What I am coming away from all of the reflections alluded to above as interspersed with that of Ismail and Amanuel is this: No matter how lofty the ideas that we want to propound, be it liberal democracy or radical democracy, it will mean not much if we do not ground them to the reality on the ground of where we are in such a trajectory. Therefore, the aim is not about my individual belief, which may turn out to be incongruent with the public at large. Therefore, I must come down from my high horse and accept the realities as they exist. As much as I want us to rid ourselves from the dichotomies and binaries that were alluded to earlier I am absolutely convinced that one way to narrow down our internal differences – what is it now, some 33 political opposition groups? – is by finding a mechanism that will dwindle that number to less than five. Imagine – Eritrean Muslims finding a common thread that binds them together (and there are plenty that can be made to a socio-politically empowering platform); and Eritrean Christians find a common thread that binds them together (and there are plenty that can be made to a socio-politically empowering platform), thereby, diminishing the number of opposition groups to the bare and robust minimum possible. Of course, a generation that has been made to believe religion was Eritrea’s culprit and should by all means be kept at bay while the communist utopian mantra was the be all and end all, which has left certain Eritrean generations in a perpetual state of confusion to this day.
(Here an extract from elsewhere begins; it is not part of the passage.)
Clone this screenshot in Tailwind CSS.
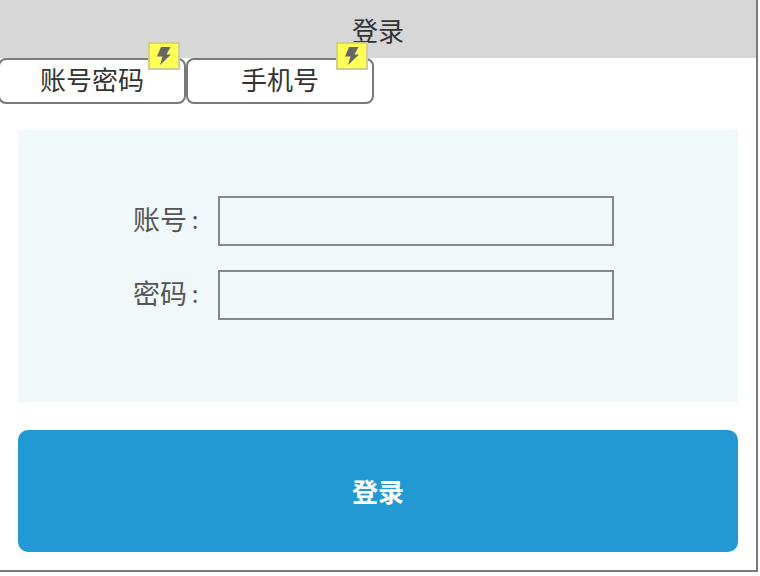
<!DOCTYPE html>
<html lang="zh-CN">
<head>
    <meta charset="UTF-8">
    <title>登录</title>
    <script src="https://cdn.jsdelivr.net/npm/@tailwindcss/browser@4"></script>
</head>
<body class="bg-white font-['Noto_Sans_CJK_SC','Noto_Sans',sans-serif]">
    <div class="w-[758px] h-[572px] border-r-2 border-b-2 border-[#797979] flex flex-col overflow-hidden">
        <header class="h-[58px] shrink-0 -mr-[2px] pr-[2px] bg-[#d7d7d7] flex items-center justify-center text-[26px] text-[#333]">登录</header>

        <div class="flex h-[46px] shrink-0 -ml-[2px]">
            <button class="relative w-[188px] h-full pb-1 border-2 border-[#797979] rounded-lg bg-white text-[26px] leading-none text-[#333]">
                账号密码
                <span class="absolute right-[4px] -top-[18px] w-[32px] h-[28px] bg-[#ffff55] border-2 border-[#cfcf8f] flex items-center justify-center">
                    <svg class="w-[14px] h-[18px]" viewBox="0 0 14 18"><path d="M4 0h9.5L9.5 7.5H14L3 18 5.5 9.5H0z" fill="#666"/></svg>
                </span>
            </button>
            <button class="relative w-[188px] h-full pb-1 border-2 border-[#797979] rounded-lg bg-white text-[26px] leading-none text-[#333]">
                手机号
                <span class="absolute right-[4px] -top-[18px] w-[32px] h-[28px] bg-[#ffff55] border-2 border-[#cfcf8f] flex items-center justify-center">
                    <svg class="w-[14px] h-[18px]" viewBox="0 0 14 18"><path d="M4 0h9.5L9.5 7.5H14L3 18 5.5 9.5H0z" fill="#666"/></svg>
                </span>
            </button>
        </div>

        <main class="px-[18px] pt-[26px]">
            <form class="h-[272px] bg-[#f0f8fa] pt-[66px] flex flex-col gap-[24px]">
                <div class="flex items-center h-[50px]">
                    <label class="w-[200px] pb-[4px] pr-[15px] flex justify-end items-center text-[27px] text-[#555]">账号<span class="w-[16px] text-center text-[24px] leading-none">:</span></label>
                    <input type="text" class="w-[396px] h-[50px] border-2 border-[#7f8c8d]">
                </div>
                <div class="flex items-center h-[50px]">
                    <label class="w-[200px] pb-[4px] pr-[15px] flex justify-end items-center text-[27px] text-[#555]">密码<span class="w-[16px] text-center text-[24px] leading-none">:</span></label>
                    <input type="password" class="w-[396px] h-[50px] border-2 border-[#7f8c8d]">
                </div>
            </form>
            <button class="w-full h-[122px] mt-[28px] pb-[2px] bg-[#2399d3] rounded-[10px] text-white text-[26px] font-bold">登录</button>
        </main>
    </div>
</body>
</html>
I think that it is about time we come to the basics of how our ancestors dealt with one another in an amicably respectful manner. I can foresee a big convention taking place this year that will bring all Eritreans into one big tent, under which we can all have a conversation, a dialogue, one that will lead to a deeper understanding of one another’s concerns, trepidations, and in the end, one that can lead to a triumphant brotherly national camaraderie, fellowship, and friendliness that would outlast us all.